Entries with page source code:
--- BEGIN ---
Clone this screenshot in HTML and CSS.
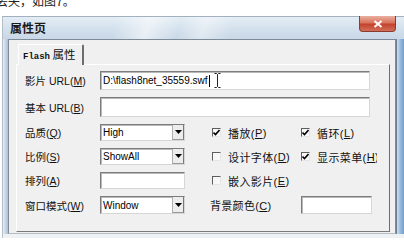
FILE: index.html
```html
<!DOCTYPE html>
<html lang="zh">
<head>
<meta charset="utf-8">
<link rel="stylesheet" href="styles.css">
</head>
<body>
<div class="clip"><p class="cut">丢失，如图7。</p></div>
<div class="window">
  <div class="titlebar">
    <span class="title">属性页</span>
    <span class="close"><svg width="10" height="8" viewBox="0 0 10 8"><path d="M1.5 1 L8.5 7 M8.5 1 L1.5 7" stroke="#fff" stroke-width="2" fill="none"/></svg></span>
  </div>
  <div class="wbody">
    <div class="lframe"></div>
    <div class="client">
      <div class="tabs"><div class="tab"><span class="mono">Flash</span> 属性</div></div>
      <div class="panel">
        <div class="grid">
          <div class="lbl r1">影片 URL(<u>M</u>)</div>
          <div class="box wide r1"><span>D:\flash8net_35559.swf</span><span class="caret"></span>
            <svg class="ibeam" width="7" height="15" viewBox="0 0 7 15"><path d="M0.5 0.5 H2.5 L3.5 1.5 L4.5 0.5 H6.5 M3.5 1.5 V13.5 M0.5 14.5 H2.5 L3.5 13.5 L4.5 14.5 H6.5" stroke="#222" stroke-width="1" fill="none"/></svg>
          </div>

          <div class="lbl r2">基本 URL(<u>B</u>)</div>
          <div class="box wide r2"></div>

          <div class="lbl r3">品质(<u>Q</u>)</div>
          <div class="box sel r3"><span class="val">High</span><span class="btn"><svg width="7" height="4" viewBox="0 0 7 4"><path d="M0 0 H7 L3.5 4 Z" fill="#000"/></svg></span></div>
          <div class="chk c4 r3"><span class="cb"><svg width="7" height="7" viewBox="0 0 7 7"><path d="M0.5 3.5 L2.5 5.5 L6.5 1" stroke="#000" stroke-width="1.6" fill="none"/></svg></span>播放(<u>P</u>)</div>
          <div class="chk c5 r3"><span class="cb"><svg width="7" height="7" viewBox="0 0 7 7"><path d="M0.5 3.5 L2.5 5.5 L6.5 1" stroke="#000" stroke-width="1.6" fill="none"/></svg></span>循环(<u>L</u>)</div>

          <div class="lbl r4">比例(<u>S</u>)</div>
          <div class="box sel r4"><span class="val">ShowAll</span><span class="btn"><svg width="7" height="4" viewBox="0 0 7 4"><path d="M0 0 H7 L3.5 4 Z" fill="#000"/></svg></span></div>
          <div class="chk c4 r4"><span class="cb"></span>设计字体(<u>D</u>)</div>
          <div class="chk c5 r4 clipw"><span class="cb"><svg width="7" height="7" viewBox="0 0 7 7"><path d="M0.5 3.5 L2.5 5.5 L6.5 1" stroke="#000" stroke-width="1.6" fill="none"/></svg></span>显示菜单(<u>H</u>)</div>

          <div class="lbl r5">排列(<u>A</u>)</div>
          <div class="box small r5"></div>
          <div class="chk c4 r5"><span class="cb"></span>嵌入影片(<u>E</u>)</div>

          <div class="lbl r6">窗口模式(<u>W</u>)</div>
          <div class="box sel r6"><span class="val">Window</span><span class="btn"><svg width="7" height="4" viewBox="0 0 7 4"><path d="M0 0 H7 L3.5 4 Z" fill="#000"/></svg></span></div>
          <div class="lbl2 c4 r6">背景颜色(<u>C</u>)</div>
          <div class="box color c5 r6"></div>
        </div>
      </div>
    </div>
    <div class="rframe"></div>
  </div>
  <div class="bframe"></div>
</div>
</body>
</html>
```
FILE: styles.css
```css
* { box-sizing: border-box; }
html, body { margin: 0; padding: 0; background: #fff; }
body {
  width: 404px;
  height: 243px;
  overflow: hidden;
  font-family: "Liberation Sans", "Noto Sans CJK SC", sans-serif;
  color: #111;
}
.clip { height: 9px; overflow: hidden; }
.cut {
  margin: -5px 0 0 -4px;
  font-size: 12px;
  line-height: 12px;
  font-family: "Noto Sans CJK SC", sans-serif;
  color: #222;
  white-space: nowrap;
}
.window {
  margin: 7px 0 0 2px;
  width: 402px;
  height: 222px;
  border-top: 1px solid #a3b0bd;
  border-left: 1px solid #b3bfcb;
  display: flex;
  flex-direction: column;
  background: #dfe8f0;
}
.titlebar {
  height: 22px;
  display: flex;
  align-items: flex-start;
  background:
    linear-gradient(105deg, rgba(255,255,255,0) 28%, rgba(255,255,255,.55) 36%, rgba(255,255,255,0) 44%, rgba(255,255,255,.4) 50%, rgba(255,255,255,0) 57%),
    linear-gradient(#e4edf5, #d3e0ec 55%, #c9d8e7);
}
.title {
  padding-left: 7px;
  line-height: 22px;
  font-size: 12px;
  font-weight: bold;
  font-family: "Noto Sans CJK SC", sans-serif;
  color: #1a1a1a;
}
.close {
  margin-left: auto;
  margin-right: 8px;
  margin-top: -1px;
  width: 37px;
  height: 16px;
  display: flex;
  align-items: center;
  justify-content: center;
  border: 1px solid #8c3b2e;
  border-top: none;
  border-radius: 0 0 4px 4px;
  background: linear-gradient(#eab0a0, #d8745e 45%, #c4432c 55%, #d0705a);
}
.wbody { display: flex; height: 195px; }
.lframe { width: 5px; background: linear-gradient(to right, #e6edf4, #aebfd0); }
.rframe { flex: 1; background: linear-gradient(to right, #6f7f8f 0, #6f7f8f 1px, #cbdeef 1px, #92b7da 60%, #729dcc); }
.bframe { flex: 1; background: #eef2f5; }
.client {
  width: 388px;
  background: #f0f0f0;
  border: 1px solid #7d8a97;
  border-bottom-color: #b5bcc4;
}
.tabs { height: 24px; padding: 4px 0 0 9px; display: flex; }
.tab {
  position: relative;
  z-index: 1;
  width: 66px;
  height: 21px;
  background: #f0f0f0;
  border-top: 1px solid #fff;
  border-left: 1px solid #fff;
  border-right: 2px solid #6e6e6e;
  border-top-right-radius: 2px;
  padding-left: 4px;
  line-height: 18px;
  font-size: 11.5px;
  font-family: "Noto Sans CJK SC", sans-serif;
  color: #111;
  white-space: nowrap;
}
.mono {
  font-family: "Liberation Mono", monospace;
  font-size: 9px;
  font-weight: bold;
}
.panel {
  margin-left: 7px;
  width: 374px;
  height: 168px;
  border-top: 1px solid #fff;
  border-left: 1px solid #fff;
  border-right: 1px solid #6e6e6e;
  border-bottom: 1px solid #7a7a7a;
  padding: 6px 0 0 8px;
}
.grid {
  display: grid;
  grid-template-columns: 75px 85px 25px 91px 80px;
  grid-template-rows: 19px 20px 17px 17px 17px 18px;
  row-gap: 7px;
}
.lbl {
  grid-column: 1;
  align-self: center;
  font-size: 10.5px;
  white-space: nowrap;
  color: #111;
}
.lbl2 {
  align-self: center;
  font-size: 11px;
  letter-spacing: 0.3px;
  white-space: nowrap;
}
u { text-underline-offset: 1px; text-decoration-thickness: 1px; }
.box {
  grid-column: 2;
  position: relative;
  height: 100%;
  background: #fff;
  border: 1px solid;
  border-color: #7c7c7c #d6d6d6 #d6d6d6 #7c7c7c;
  box-shadow: inset 1px 1px 0 #b8b8b8;
  font-size: 10px;
  color: #000;
  display: flex;
  align-items: center;
  padding-left: 2px;
  white-space: nowrap;
}
.wide { grid-column: 2 / span 4; width: 270px; }
.small { width: 85px; }
.color { width: 71px; }
.caret { display: inline-block; width: 1px; height: 12px; background: #000; margin-left: 1px; }
.ibeam { position: absolute; left: 113px; top: 1px; }
.sel { width: 85px; padding-right: 0; }
.val { flex: 1; }
.btn {
  width: 12px;
  height: 100%;
  display: flex;
  align-items: center;
  justify-content: center;
  background: #ededed;
  border-left: 1px solid #b0b0b0;
  border-right: 1px solid #777;
  border-bottom: 1px solid #999;
}
.chk {
  display: flex;
  align-items: center;
  padding-left: 2px;
  font-size: 11px;
  letter-spacing: 0.4px;
  white-space: nowrap;
  color: #111;
}
.chk.c5 { padding-left: 0; }
.clipw { width: 76px; overflow: hidden; }
.cb {
  flex: none;
  width: 9px;
  height: 9px;
  margin-right: 7px;
  background: #f8f8f8;
  border-top: 1px solid #5e5e5e;
  border-left: 1px solid #5e5e5e;
  border-right: 1px solid #e6e6e6;
  border-bottom: 1px solid #e6e6e6;
  display: flex;
  align-items: center;
  justify-content: center;
}
.r1 { grid-row: 1; } .r2 { grid-row: 2; } .r3 { grid-row: 3; }
.r4 { grid-row: 4; } .r5 { grid-row: 5; } .r6 { grid-row: 6; }
.grid .c4 { grid-column: 4; }
.grid .c5 { grid-column: 5; }
```
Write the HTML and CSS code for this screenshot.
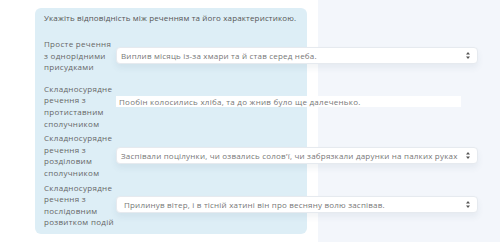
FILE: index.html
```html
<!DOCTYPE html>
<html lang="uk">
<head>
    <meta charset="UTF-8">
    <title>Відповідність</title>
    <link rel="stylesheet" href="styles.css">
</head>
<body>
    <!-- блок завдання -->
    <div class="task">
        <div class="task-title">Укажіть відповідність між реченням та його характеристикою.</div>

        <div class="rows">
            <!-- рядок 1 -->
            <div class="row first">
                <div class="label">Просте речення з однорідними присудками</div>
                <div class="select">
                    <span>Виплив місяць із-за хмари та й став серед неба.</span>
                    <svg class="arrows" width="4" height="7" viewBox="0 0 4 7"><path d="M2 0 L4 2.6 L0 2.6 Z M2 7 L4 4.4 L0 4.4 Z" fill="#555"/></svg>
                </div>
            </div>

            <!-- рядок 2 -->
            <div class="row">
                <div class="label">Складносурядне речення з протиставним сполучником</div>
                <div class="plain">Пообін колосились хліба, та до жнив було ще далеченько.</div>
            </div>

            <!-- рядок 3 -->
            <div class="row">
                <div class="label">Складносурядне речення з розділовим сполучником</div>
                <div class="select">
                    <span>Заспівали поцілунки, чи озвались солов'ї, чи забрязкали дарунки на палких руках</span>
                    <svg class="arrows" width="4" height="7" viewBox="0 0 4 7"><path d="M2 0 L4 2.6 L0 2.6 Z M2 7 L4 4.4 L0 4.4 Z" fill="#555"/></svg>
                </div>
            </div>

            <!-- рядок 4 -->
            <div class="row">
                <div class="label">Складносурядне речення з послідовним розвитком подій</div>
                <div class="select wide-pad">
                    <span>Прилинув вітер, і в тісній хатині він про весняну волю заспівав.</span>
                    <svg class="arrows" width="4" height="7" viewBox="0 0 4 7"><path d="M2 0 L4 2.6 L0 2.6 Z M2 7 L4 4.4 L0 4.4 Z" fill="#555"/></svg>
                </div>
            </div>
        </div>
    </div>
</body>
</html>
```

FILE: styles.css
```css
/* загальне */
body {
    margin: 0;
    height: 242px;
    overflow: hidden;
    font-family: "Open Sans", "Liberation Sans", sans-serif;
    background: linear-gradient(to right, #fff 318px, #f3f6fb 318px);
    padding-top: 8px;
    box-sizing: border-box;
}

/* блок завдання */
.task {
    margin-left: 35px;
    width: 272px;
    height: 226px;
    box-sizing: border-box;
    background-color: #ddeef6;
    border-radius: 6px;
    padding: 4px 0 0 9px;
}

.task-title {
    font-size: 8px;
    line-height: 12px;
    letter-spacing: 0.14px;
    color: #555;
    margin-bottom: 14px;
}

.rows {
    display: flex;
    flex-direction: column;
    gap: 3px;
}

.row {
    display: flex;
    align-items: center;
}

.row.first {
    margin-bottom: 7px;
}

.label {
    width: 71px;
    margin-right: 1px;
    font-size: 8px;
    line-height: 11.6px;
    letter-spacing: 0.3px;
    color: #666;
    flex-shrink: 0;
}

/* випадаючий список */
.select {
    width: 362px;
    height: 17px;
    flex-shrink: 0;
    box-sizing: border-box;
    background-color: #fff;
    border: 1px solid #e6eaef;
    border-radius: 4px;
    box-shadow: 0 4px 6px rgba(60, 80, 110, 0.07);
    display: flex;
    align-items: center;
    justify-content: space-between;
    padding: 0 7px 0 4px;
    font-size: 8px;
    letter-spacing: 0.2px;
    color: #777;
    white-space: nowrap;
}

.select.wide-pad {
    padding-left: 7px;
}

.plain {
    width: 345px;
    height: 11px;
    flex-shrink: 0;
    box-sizing: border-box;
    background-color: #fff;
    padding-left: 3px;
    font-size: 8px;
    line-height: 11px;
    letter-spacing: 0.25px;
    color: #777;
    margin-top: -8px;
}
```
--- END ---
● **Given exercise**
Identify and copy lines that hold the string "screenshot".

● **Solution**
Clone this screenshot in HTML and CSS.
Write the HTML and CSS code for this screenshot.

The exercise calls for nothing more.